Set in 1766, the illustrations tell the story of a young stowaway, Billy, his dog Tar and his beloved older brother Marcus, at sea on an American whaling ship named the Kraken. They are performing a play for the crew when a storm strikes. Marcus does not survive, but Billy (and Tar) makes his way to London and finds himself taken in by the a construction crew, made up mostly of sailors, who are building a theater. After telling his story to the artist in residence, an image of Marcus, angel's wings on his back, is painted on the ceiling of the theater. The Royal Theater becomes Billy's home and Billy, who takes the last name Marvel, becomes a father when an infant is left at the backdoor of the theater. This redheaded boy, named after Billy's brother, goes on to marry and, with his wife, become theater royalty. Their son, becomes even more famous, in part for his wild, impetuous personality on and off stage. In turn, Alexander's son Oberon, named after Alexander's greatest role, marries and has a son he names Leontes, after his greatest part, playing King Lenotes in A Winter's Tale. Leontes, however, has no taste for the theater and is a disappointment to his parents. As the 1766 portion of The Marvels draws to a close, Leo discovers his grandfather living secretly in the bowels of the theater and also finds the courage to follow his heart and head out to sea. As he waits at the dock to set sail, he sees flames and smoke. The Royal is on fire. Leo rushes in to save his grandfather. Then the page goes blank.


After this visual pause, we learn that it is now 1990. Joseph Jervis has run away from the boarding school rather than spend the holidays alone there while his parents are on a cruise. He is also mourning the absence of his best friend and fellow avid reader, Blink, who ran away from school weeks before. Joseph heads to London to find and uncle he has never met in the hopes that he might also find a home. What he finds, while peering in at a window late one snowy night, is a magnificent mansion where a party seems to have just ended. The room is lit only by a blazing fire and the gentle glow of candles. There is food on the plates and napkins thrown aside. There is a painting on the wall of an old whaling ship with the name Kraken painted on its prow.

With Joseph and his uncle, Albert Nightingale, Selznick works more magic, this time with the words of his story rather than the power of his illustrations. There are secrets, surprises and heartbreak woven into the story of Joseph and Albert and loved ones lost. Ransom Riggs, author of the trilogy of books known as Miss Peregrine's Peculiar Children, YA novels that use vintage found photographs to help tell the story, has written a review of The Marvels for the New York Times. Ending his review, Riggs notes that, "Fiction isn't false, but a container of encrypted truths: autobiographical one, sometimes, and in very good stories, emotional and universal ones too - the sort of truth facts aren't much good at reaching. Fiction is often better at telling the truth than facts, and that's the marvel of it. You either see it or you don't." 

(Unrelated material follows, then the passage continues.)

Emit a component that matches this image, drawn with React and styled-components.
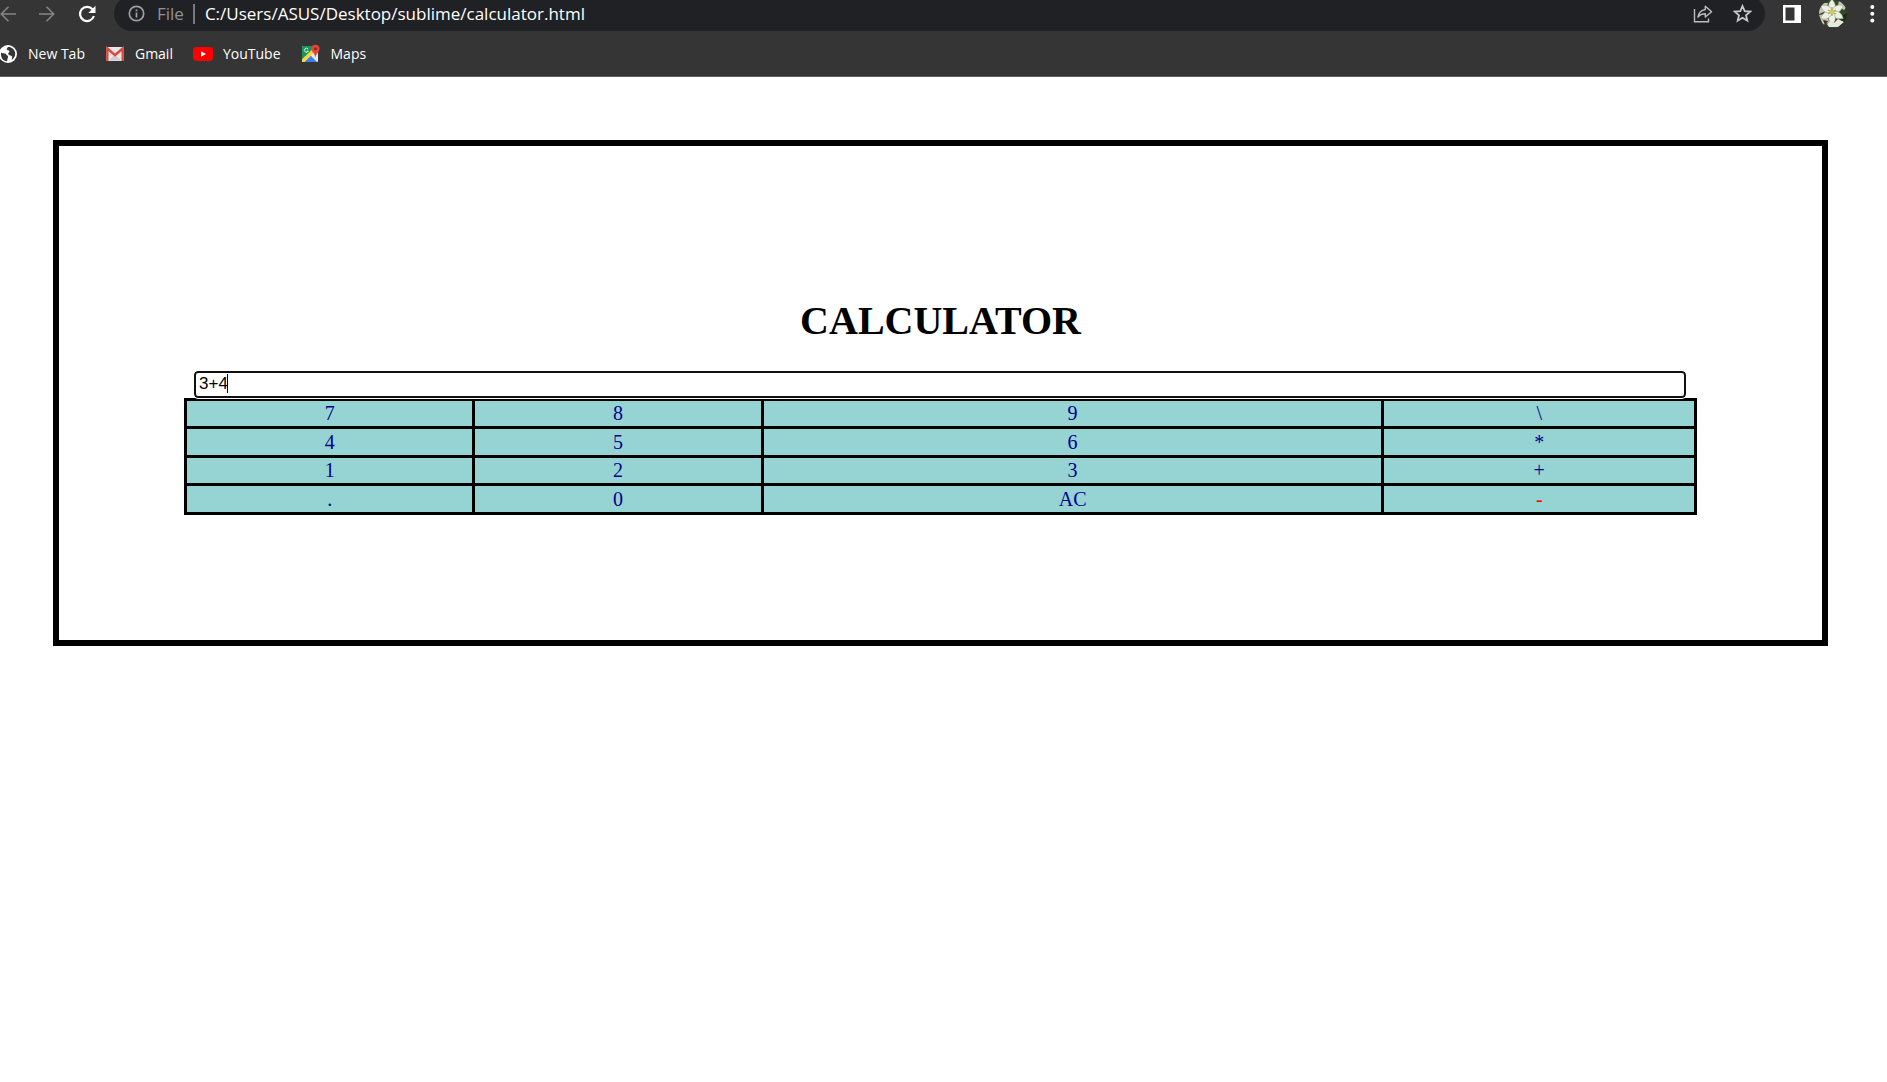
import React, { useState } from "react";
import styled, { createGlobalStyle } from "styled-components";

const GlobalStyle = createGlobalStyle`
  *, *::before, *::after { box-sizing: border-box; }
  body { margin: 0; background: #ffffff; }
`;

const uiFont = `"Open Sans", "Noto Sans", sans-serif`;
const serifFont = `"Liberation Serif", "Times New Roman", serif`;

const BrowserBar = styled.header`
  display: flex;
  flex-direction: column;
  height: 77px;
  overflow: hidden;
  background: #353535;
  border-bottom: 1px solid #5f5c5d;
  font-family: ${uiFont};
`;

const Toolbar = styled.div`
  display: flex;
  align-items: center;
  flex: none;
  height: 35px;
  margin-top: -4px;
  padding-right: 7px;
`;

const NavGroup = styled.div`
  display: flex;
  align-items: center;
  gap: 23px;
  margin-right: 18px;
`;

const IconButton = styled.button`
  display: flex;
  flex: none;
  align-items: center;
  justify-content: center;
  padding: 0;
  border: 0;
  background: none;
  color: ${(p) => p.$color || "#ffffff"};

  svg { display: block; }
`;

const AddressBar = styled.div`
  display: flex;
  align-items: center;
  flex: 1;
  min-width: 0;
  height: 35px;
  padding: 0 13px 0 14px;
  border-radius: 18px;
  background: #202124;
`;

const SchemeLabel = styled.label`
  margin-left: 12px;
  padding-right: 9px;
  border-right: 2px solid #77797c;
  color: #8f9195;
  font-size: 17px;
  line-height: 20px;
`;

const AddressInput = styled.input`
  flex: 1;
  min-width: 0;
  padding: 0 0 0 10px;
  border: 0;
  outline: 0;
  background: none;
  color: #ffffff;
  font-family: ${uiFont};
  font-size: 17px;
  line-height: 20px;
`;

const AddressActions = styled.div`
  display: flex;
  gap: 20px;
`;

const ProfileGroup = styled.div`
  display: flex;
  align-items: center;
  gap: 18px;
  margin-left: 18px;
`;

const Bookmarks = styled.nav`
  display: flex;
  align-items: center;
  flex: 1;
  gap: 20px;
`;

const Bookmark = styled.a`
  display: flex;
  align-items: center;
  gap: 10px;
  color: #ffffff;
  font-size: 14px;
  line-height: 20px;
  text-decoration: none;
`;

const Frame = styled.main`
  margin: 63px 59px 0 53px;
  padding: 125px;
  border: 6px solid #000000;
  font-family: ${serifFont};
`;

const Title = styled.h1`
  margin: 27px 0;
  font-size: 40px;
  line-height: 46px;
  text-align: center;
`;

const Display = styled.div`
  position: relative;
  display: flex;
  margin: 0 11px 0 10px;
`;

const DisplayInput = styled.input`
  width: 100%;
  height: 27px;
  padding: 0 3px 2px;
  border: 2px solid #101010;
  border-radius: 4px;
  outline: 1px solid #ffffff;
  background: #ffffff;
  color: #000000;
  caret-color: transparent;
  font-family: "Liberation Sans", Arial, sans-serif;
  font-size: 17px;
`;

const Caret = styled.span`
  position: absolute;
  top: 3px;
  left: 33px;
  width: 1px;
  height: 19px;
  background: #000000;
`;

const Keypad = styled.table`
  width: 100%;
  table-layout: fixed;
  border-collapse: collapse;
`;

const KeyColumn = styled.col`
  width: ${(p) => p.$width};
`;

const KeyRow = styled.tr`
  height: 28px;

  &:nth-child(even) { height: 29px; }
`;

const KeyCell = styled.td`
  padding: 0;
  border: 3px solid #000000;
  background: #96d4d4;
`;

const Key = styled.button`
  display: block;
  width: 100%;
  height: 25px;
  padding: 0;
  border: 0;
  background: none;
  color: ${(p) => (p.$alert ? "#ff0000" : "#00008b")};
  font-family: ${serifFont};
  font-size: 20px;
  line-height: 23px;
  text-align: center;
`;

const ArrowIcon = ({ forward }) => (
  <svg width="16" height="16" viewBox="0 0 16 16" fill="none" stroke="currentColor" strokeWidth="1.6">
    <path d={forward ? "M0 8H15M7.5 .8L14.7 8l-7.2 7.2" : "M16 8H1M8.5 .8L1.3 8l7.2 7.2"} />
  </svg>
);

const ReloadIcon = () => (
  <svg width="18" height="18" viewBox="0 0 18 18">
    <path d="M14.6 4.4A7.1 7.1 0 1 0 15.9 11" fill="none" stroke="currentColor" strokeWidth="2.2" />
    <path d="M17.5 .8V8H10.3z" fill="currentColor" />
  </svg>
);

const InfoIcon = () => (
  <svg width="17" height="17" viewBox="0 0 17 17" fill="none" stroke="#9aa0a6" strokeWidth="1.7">
    <circle cx="8.5" cy="8.5" r="7.2" />
    <path d="M8.5 7.6V12.4M8.5 4.6V6.3" />
  </svg>
);

const ShareIcon = () => (
  <svg width="20" height="18" viewBox="0 0 20 18" fill="none" stroke="currentColor" strokeWidth="1.4">
    <path d="M1.5 4V16.7H15.5V13.5" />
    <path d="M12.3 1.2L18.6 6.7L12.3 12V8.8C8.8 8.8 6.8 9.8 5 12.2C5.6 8 8 5.2 12.3 4.5z" strokeLinejoin="round" />
  </svg>
);

const StarIcon = () => (
  <svg width="19" height="19" viewBox="0 0 19 19" fill="none" stroke="currentColor" strokeWidth="1.8">
    <path d="M9.5 2L11.7 7.1L17.2 7.6L13 11.3L14.3 16.7L9.5 13.8L4.7 16.7L6 11.3L1.8 7.6L7.3 7.1z" />
  </svg>
);

const SidePanelIcon = () => (
  <svg width="18" height="18" viewBox="0 0 18 18">
    <path d="M0 0H18V18H0zM2.5 2.5V15.5H11.5V2.5z" fill="currentColor" fillRule="evenodd" />
  </svg>
);

const petals = [0, 60, 120, 180, 240, 300];

const AvatarIcon = () => (
  <svg width="28" height="28" viewBox="0 0 28 28">
    <defs>
      <clipPath id="avatar-clip"><circle cx="14" cy="14" r="14" /></clipPath>
    </defs>
    <g clipPath="url(#avatar-clip)">
      <rect width="28" height="28" fill="#34482a" />
      <path d="M0 3L9 3L7 11L0 14zM20 0L28 6L25 10L19 6zM0 15L8 14L10 22L4 25z" fill="#c5cdb8" />
      <path d="M22 16L28 13V24L20 28z" fill="#183017" />
      <path d="M4 20l5 1-3 4z" fill="#54241f" />
      {petals.map((angle) => (
        <path
          key={angle}
          d="M13 12C8 8 9 3 13 -1C17 4 18 8 13 12z"
          fill="#edf0e2"
          stroke="#8e9d78"
          strokeWidth=".5"
          transform={`rotate(${angle} 13 12)`}
        />
      ))}
      <path d="M8 24L12 20L15 23L19 19L25 22L19 27H10z" fill="#e6e9dc" />
      <path d="M13 7V16M9 10L17 14M17 10L9 14" stroke="#a6ad3d" strokeWidth="1.2" />
      <circle cx="13" cy="12" r="2" fill="#cdca70" />
    </g>
  </svg>
);

const MoreIcon = () => (
  <svg width="15" height="18" viewBox="0 0 15 18" fill="currentColor">
    <circle cx="7.3" cy="2" r="2" />
    <circle cx="7.3" cy="8.7" r="2" />
    <circle cx="7.3" cy="15.4" r="2" />
  </svg>
);

const GlobeIcon = () => (
  <svg width="18" height="18" viewBox="1 0 18 18">
    <circle cx="9" cy="9" r="9" fill="#ffffff" />
    <path d="M2 7.5C4 9 6 7.6 7 9.3C8 11 9.8 10.5 8.8 12.8L8 16.3C4 16 1.5 12.5 2 7.5z" fill="#353535" />
    <path d="M9 2C12 1.6 15.7 4 16.2 8C16.5 11 14.5 14 12.7 14.8C12.8 13 13.8 12 12.6 10.9C11.3 9.8 9.6 10.6 9.2 8.7C9 7.5 10.8 7.3 10.4 6C9.8 4.8 7.6 5.6 7.7 4z" fill="#353535" />
  </svg>
);

const GmailIcon = () => (
  <svg width="20" height="18" viewBox="0 0 20 18">
    <rect x="1" y="2" width="18" height="14" rx="1" fill="#e9e6e4" />
    <path d="M4 15.5L10 9.5L16 15.5z" fill="#d0cecc" />
    <path d="M2.3 16V3.5L10 10.2L17.7 3.5V16" fill="none" stroke="#d9473d" strokeWidth="2.4" />
  </svg>
);

const YouTubeIcon = () => (
  <svg width="20" height="18" viewBox="0 0 20 18">
    <rect x="0" y="2" width="20" height="14" rx="3.4" fill="#ff0000" />
    <path d="M8 6.2L13 9L8 11.8z" fill="#ffffff" />
  </svg>
);

const MapsIcon = () => (
  <svg width="20" height="20" viewBox="0 0 20 20">
    <rect x="1" y="2" width="16" height="16" rx="1" fill="#e8e8e8" />
    <path d="M1 3q0-1 1-1H14L14 5L1 17z" fill="#18975a" />
    <path d="M1 15.2L14 2.8L16 5.6L3 18H1z" fill="#fdd33c" />
    <path d="M3.5 18L9.8 11.7L16 18z" fill="#3f7ee8" />
    <path d="M11 10.5L17 16.5V8z" fill="#eeeeee" />
    <path d="M7.1 5.1A2 2 0 1 0 7.3 7.1H5.6" fill="none" stroke="#e9f5ee" strokeWidth="1" />
    <path d="M14.5 .8A4 4 0 0 0 10.5 4.8C10.5 8 13.8 9.3 14.5 14C15.2 9.3 18.5 8 18.5 4.8A4 4 0 0 0 14.5 .8z" fill="#e5453a" />
    <circle cx="14.5" cy="4.8" r="1.5" fill="#8d2820" />
  </svg>
);

const bookmarks = [
  { label: "New Tab", Icon: GlobeIcon },
  { label: "Gmail", Icon: GmailIcon },
  { label: "YouTube", Icon: YouTubeIcon },
  { label: "Maps", Icon: MapsIcon },
];

const columnWidths = ["19.1%", "19.1%", "41.1%", "20.7%"];

const keyRows = [
  ["7", "8", "9", "\\"],
  ["4", "5", "6", "*"],
  ["1", "2", "3", "+"],
  [".", "0", "AC", "-"],
];

export default function App() {
  const [expression, setExpression] = useState("3+4");
  const [address, setAddress] = useState("C:/Users/ASUS/Desktop/sublime/calculator.html");

  const press = (key) => setExpression((value) => (key === "AC" ? "" : value + key));

  return (
    <>
      <GlobalStyle />
      <BrowserBar>
        <Toolbar>
          <NavGroup>
            <IconButton $color="#858585" aria-label="Back"><ArrowIcon /></IconButton>
            <IconButton $color="#858585" aria-label="Forward"><ArrowIcon forward /></IconButton>
            <IconButton aria-label="Reload"><ReloadIcon /></IconButton>
          </NavGroup>
          <AddressBar>
            <InfoIcon />
            <SchemeLabel htmlFor="address">File</SchemeLabel>
            <AddressInput
              id="address"
              value={address}
              spellCheck={false}
              onChange={(e) => setAddress(e.target.value)}
            />
            <AddressActions>
              <IconButton $color="#bdbdbf" aria-label="Share"><ShareIcon /></IconButton>
              <IconButton $color="#c8c8ca" aria-label="Bookmark this page"><StarIcon /></IconButton>
            </AddressActions>
          </AddressBar>
          <ProfileGroup>
            <IconButton aria-label="Side panel"><SidePanelIcon /></IconButton>
            <IconButton aria-label="Profile"><AvatarIcon /></IconButton>
            <IconButton aria-label="Menu"><MoreIcon /></IconButton>
          </ProfileGroup>
        </Toolbar>
        <Bookmarks>
          {bookmarks.map(({ label, Icon }) => (
            <Bookmark key={label} href="#">
              <Icon />
              {label}
            </Bookmark>
          ))}
        </Bookmarks>
      </BrowserBar>
      <Frame>
        <Title id="title">CALCULATOR</Title>
        <Display>
          <DisplayInput
            aria-labelledby="title"
            value={expression}
            onChange={(e) => setExpression(e.target.value)}
          />
          {expression === "3+4" && <Caret />}
        </Display>
        <Keypad>
          <colgroup>
            {columnWidths.map((width, i) => <KeyColumn key={i} $width={width} />)}
          </colgroup>
          <tbody>
            {keyRows.map((row) => (
              <KeyRow key={row[0]}>
                {row.map((key) => (
                  <KeyCell key={key}>
                    <Key type="button" $alert={key === "-"} onClick={() => press(key)}>{key}</Key>
                  </KeyCell>
                ))}
              </KeyRow>
            ))}
          </tbody>
        </Keypad>
      </Frame>
    </>
  );
}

The final sentence of Rigg's excellent review repeats an important line from The Marvels that Joseph first notices, in Latin, engraved on the lid of a silver matchbox, is, according to Albert, the house motto. "You either see it or your don't," speaks to so many layers of the second part of The Marvels, from the inexplicably antiquated state of Albert's house, the absent family who has always just left it and Albert's lost beloved. What I, as an adult, could see as I read The Marvels, and what Joseph comes to see as Albert finally shares the details of his life and the creation of the house with him, is the underlying tragedy of AIDS. For me, the motto, "You either see it or you don't," also reminds me of the way that so much of society for so many decades chose not to see, not to recognize the possibility of, love and commitment between two men or two women. Seen but not seen, not seeing seemed to be a choice on the part of so many of us, the way Joseph's mother Sylvia, chose not to see her brother Albert. I'm not sure what young readers will gather from the story, but I am sure that the stories told in The Marvels will stay with young readers well into adulthood, resonating and taking on deeper meaning.

And, deeper meaning is a powerful part of The Marvels. I chose to read The Marvels with a clean slate - I avoided all reviews and other information about the book because I wanted to dive into it completely. I'm happy I did, because, after finishing the final, illustrated pages of the story, the afterword sucked me in again. As with the French filmmaker George Méliès, a major character in The Invention of Hugo CabretThe Marvels is also inspired and influenced by a real person, his contributions to art, history and society and the people who helped support this endeavor. Albert Nightingale is the fictional version of Dennis Severs, an American (who, knock my socks off, grew up in Escondido, CA, the same hot, dusty little town I have lived in for 23 years!) with a passion for Victorian England. Arriving in the late 1960s, Severs began giving horse and buggy tours of the city that became popular enough to allow him purchase 18 Folgate Street in Spitalfields, London in 1979. Selznick uses this address for Albert's house, as well as many details of the real Dennis Severs House, the most visited museum in London. Severs created a fictional family, the Jervises, who had been living in the house for centuries. In his obituary of Dennis Severs for the Guardian, Gavin Stamp calls Severs, who died in 2000 after long being HIV positive, the "Curator of a three-dimensional historical novel, written in brick and candlelight in Spitalfields." Knowing this about The Marvels, having it framed in this way after living in the story as I read it, makes it all the more meaningful and significant to me.